On 19 September 2025, a triple murder of two young women and an adolescent girl took place in the city of Florencio Varela, outside of Buenos Aires, Argentina. The victims were livestreamed and tortured before they were killed. The discovery of the murders, which was linked to an international drug trafficking gang, provoked protests around the country.

== Background ==
According to reports, 20-year-old Brenda del Castillo and Morena Verdi, who were cousins, and 15-year-old Lara Gutiérrez disappeared on 19 September 2025 after being promised $300 for participating in a "sex party". They were driven to a house in a suburb of Buenos Aires.

== Murders ==
In the house the three women were tortured and killed; they were beaten, their fingernails were extracted and parts of their bodies amputated, and they were suffocated. Authorities say that many parts of the torture were livestreamed on Instagram and TikTok, to an exclusive audience of 45 people. Meta, the owners of Instagram, has stated that there is no proof the livestream took place on its platform.

== Investigation ==
The three dismembered bodies were discovered on 24 September 2025 in the backyard of a house in Florencio Varela. The bodies were discovered by tracing the women's cellphone signals; the livestream was revealed under questioning of a suspect. Authorities say the murder was meant to send a message of fear, as a gang leader is heard saying, "This is what happens to those who steal drugs from me." Police say one of the women allegedly stole a small package of drugs. As of 29 September the police had arrested six suspects, but reports say the mastermind of the murder, a Peruvian national, is still free.

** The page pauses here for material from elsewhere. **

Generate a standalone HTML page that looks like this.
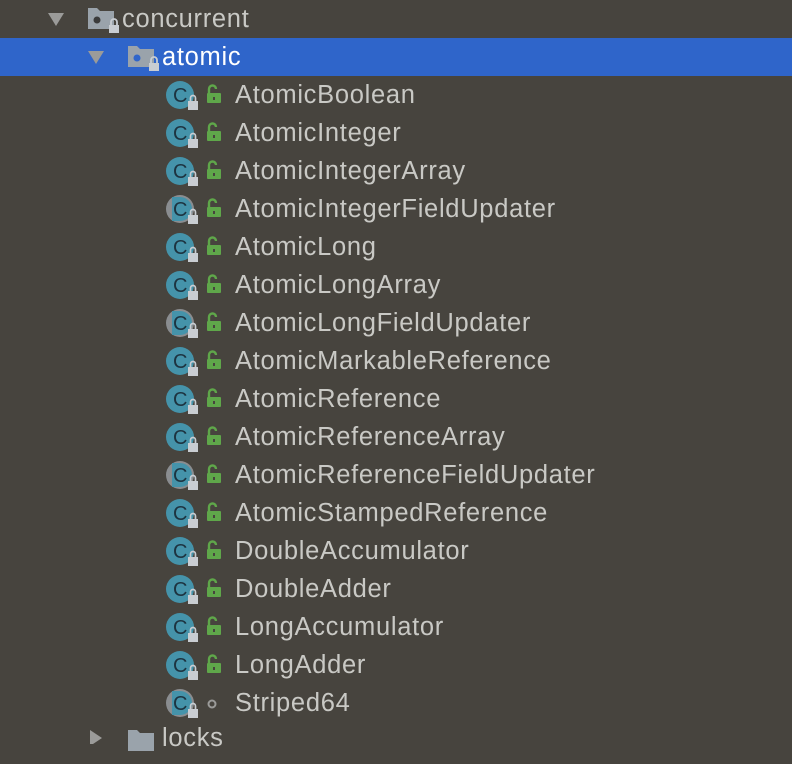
<!DOCTYPE html>
<html><head><style>
body{margin:0;width:792px;height:736px;background:#47443e;overflow:hidden;font-family:"Liberation Sans",sans-serif;position:relative}
.row{position:absolute;left:0;width:792px;height:38px}
.t{position:absolute;top:5px;font-size:25.5px;color:#c9c9c5;letter-spacing:0.7px}
.sel{background:#2f65ca}
.sel .t{color:#fff}
.tri{position:absolute;width:0;height:0;border-left:8px solid transparent;border-right:8px solid transparent;border-top:13px solid #9b9b99;top:13px}
</style></head><body>
<div class="row" style="top:0">
 <div class="tri" style="left:48px"></div>
 <svg style="position:absolute;left:88px;top:6px" width="34" height="30"><path d="M0 2h9l3 3h14v18H0z" fill="#9aa3ab"/><circle cx="9" cy="14" r="3.5" fill="#3b3b3b"/><rect x="21" y="19" width="10" height="8" fill="#c9cdd2"/><path d="M23 19v-3a3 3 0 0 1 6 0v3" stroke="#c9cdd2" stroke-width="1.8" fill="none"/></svg>
 <div class="t" style="left:122px">concurrent</div>
</div>
<div class="row sel" style="top:38px">
 <div class="tri" style="left:88px"></div>
 <svg style="position:absolute;left:128px;top:6px" width="34" height="30"><path d="M0 2h9l3 3h14v18H0z" fill="#9aa3ab"/><circle cx="9" cy="14" r="3.5" fill="#2f65ca"/><rect x="21" y="19" width="10" height="8" fill="#c9cdd2"/><path d="M23 19v-3a3 3 0 0 1 6 0v3" stroke="#c9cdd2" stroke-width="1.8" fill="none"/></svg>
 <div class="t" style="left:162px">atomic</div>
</div>
<div id="items"></div>
<div class="row" style="top:726px">
 <svg style="position:absolute;left:90px;top:4px" width="14" height="14"><path d="M0 0l12 8L0 16z" fill="#9b9b99"/></svg>
 <svg style="position:absolute;left:128px;top:2px" width="34" height="30"><path d="M0 2h9l3 3h14v18H0z" fill="#9aa3ab"/></svg>
 <div class="t" style="left:162px;top:-2px">locks</div>
</div>
<script>
var names=["AtomicBoolean","AtomicInteger","AtomicIntegerArray","*AtomicIntegerFieldUpdater","AtomicLong","AtomicLongArray","*AtomicLongFieldUpdater","AtomicMarkableReference","AtomicReference","AtomicReferenceArray","*AtomicReferenceFieldUpdater","AtomicStampedReference","DoubleAccumulator","DoubleAdder","LongAccumulator","LongAdder","#Striped64"];
var h="";
names.forEach(function(n,i){
 var abs=n[0]=="*"||n[0]=="#", pkg=n[0]=="#"; if(abs)n=n.slice(1);
 var y=76+i*38;
 var circ=abs?'<circle cx="14" cy="14" r="14" fill="#8a8d90"/><path d="M6 2h8a12 12 0 0 1 0 24h-8z" fill="#4593aa"/>':'<circle cx="14" cy="14" r="14" fill="#4593aa"/>';
 var lock=pkg?'<circle cx="46" cy="15" r="3.5" fill="none" stroke="#9b9b99" stroke-width="2"/>':'<rect x="41" y="12" width="14" height="10" rx="1" fill="#5fa74a"/><path d="M43 12v-4a3.5 3.5 0 0 1 7 0" stroke="#5fa74a" stroke-width="2.4" fill="none"/><rect x="47" y="16" width="2" height="3" fill="#47443e"/>';
 h+='<div class="row" style="top:'+y+'px"><svg style="position:absolute;left:166px;top:5px" width="60" height="34">'+circ+'<text x="7" y="21" font-family="Liberation Sans" font-size="20" fill="#1d3340">C</text><rect x="22" y="20" width="10" height="9" fill="#c9cdd2"/><path d="M24.5 20v-3a2.5 2.5 0 0 1 5 0v3" stroke="#c9cdd2" stroke-width="1.7" fill="none"/>'+lock+'</svg><div class="t" style="left:235px">'+n+'</div></div>';
});
document.getElementById("items").innerHTML=h;
</script>
</body></html>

On 1 October 2025, it was reported that Argentina police, suspect that a man by the name Tony Janzen Valverde Victoriano, also known as "Little J", is the mastermind behind the triple murder. Peruvian police reported they have arrested him along with his right hand man, in two separate operations.

== Public reaction ==
As the case became public, protests began, especially in Buenos Aires, where there were clashes with police. Marchers displayed the victims' names and photos, demanding justice and protection for women. Families, women's groups, and human rights activists denounced drug violence and femicide.